## PROBLEM DETAILS
Can you set down, exactly as they appear below, the lines from the opening of the material through the one bearing "import styled from 'styled-components'", minus the pictures?
··· DATA EXCERPT ···
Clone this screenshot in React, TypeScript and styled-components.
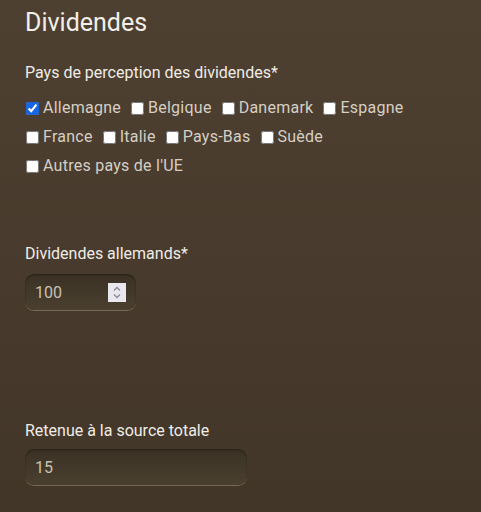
import { createGlobalStyle } from 'styled-components'
import styled from 'styled-components'

const GlobalStyle = createGlobalStyle`
  html, body {
    margin: 0;
    padding: 0;
    height: 100%;
  }
  body {
    background: linear-gradient(180deg, #4e4031 0%, #483b2d 50%, #423629 100%);
    font-family: Roboto, "Liberation Sans", sans-serif;
    color: #ebe6de;
  }
`

const Page = styled.div`
  display: flex;
  flex-direction: column;
  padding: 7px 25px 0;
  min-height: 512px;
  box-sizing: border-box;
`

const Title = styled.h1`
  margin: 0;
  font-size: 25px;
  font-weight: 400;
  line-height: 32px;
  color: #f2efea;
`

const Field = styled.div<{ $top: number }>`
  display: flex;
  flex-direction: column;
  margin-top: ${(p) => p.$top}px;
`

const Label = styled.div`
  font-size: 16px;
  line-height: 20px;
  color: #f0ece6;
`

const Options = styled.div`
  display: flex;
  flex-wrap: wrap;
  column-gap: 9px;
  row-gap: 9px;
  margin-top: 15px;
  max-width: 420px;
`

const Option = styled.label`
  display: flex;
  align-items: center;
  gap: 4px;
  font-size: 16px;
  line-height: 20px;
  letter-spacing: 0.25px;
  color: #d6cfc4;

  input {
    margin: 0 0 0 1px;
    width: 13px;
    height: 13px;
    accent-color: #1a66e0;
  }
`

const InputWrap = styled.div<{ $width: number; $gap: number }>`
  position: relative;
  margin-top: ${(p) => p.$gap}px;
  width: ${(p) => p.$width}px;
`

const NumberBox = styled.input`
  width: 100%;
  height: 36px;
  box-sizing: border-box;
  padding: 0 9px 0 10px;
  border: none;
  border-radius: 9px;
  background: linear-gradient(180deg, #3a3124 0%, #43392b 55%, #4b402f 100%);
  box-shadow: inset 0 1px 2px rgba(0, 0, 0, 0.35), 0 1px 0 rgba(160, 148, 120, 0.55);
  font-family: Roboto, "Liberation Sans", sans-serif;
  font-size: 16px;
  color: #c9c1b2;
  outline: none;
  -moz-appearance: textfield;

  &::-webkit-inner-spin-button,
  &::-webkit-outer-spin-button {
    -webkit-appearance: none;
    margin: 0;
  }
`

const Spinner = styled.span`
  position: absolute;
  top: 9px;
  right: 10px;
  width: 18px;
  height: 19px;
  background: #e9e8ee;
  display: flex;
  align-items: center;
  justify-content: center;
  pointer-events: none;
`

const countries = ['Allemagne', 'Belgique', 'Danemark', 'Espagne', 'France', 'Italie', 'Pays-Bas', 'Suède', "Autres pays de l'UE"]

export default function App() {
  return (
    <>
      <GlobalStyle />
      <Page>
        <Title>Dividendes</Title>
        <Field $top={24}>
          <Label>Pays de perception des dividendes*</Label>
          <Options>
            {countries.map((c) => (
              <Option key={c}>
                <input type="checkbox" defaultChecked={c === 'Allemagne'} />
                {c}
              </Option>
            ))}
          </Options>
        </Field>
        <Field $top={68}>
          <Label>Dividendes allemands*</Label>
          <InputWrap $width={111} $gap={10}>
            <NumberBox type="number" defaultValue={100} />
            <Spinner>
              <svg width="10" height="15" viewBox="0 0 10 15" fill="none" stroke="#8c8a9a" strokeWidth="1.3">
                <path d="M2 5.5 L5 2.5 L8 5.5" />
                <path d="M2 9.5 L5 12.5 L8 9.5" />
              </svg>
            </Spinner>
          </InputWrap>
        </Field>
        <Field $top={111}>
          <Label>Retenue à la source totale</Label>
          <InputWrap $width={222} $gap={8}>
            <NumberBox type="number" defaultValue={15} />
          </InputWrap>
        </Field>
      </Page>
    </>
  )
}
···
## EXERCISE RESPONSE
Clone this screenshot in React, TypeScript and styled-components.
import { createGlobalStyle } from 'styled-components'
import styled from 'styled-components'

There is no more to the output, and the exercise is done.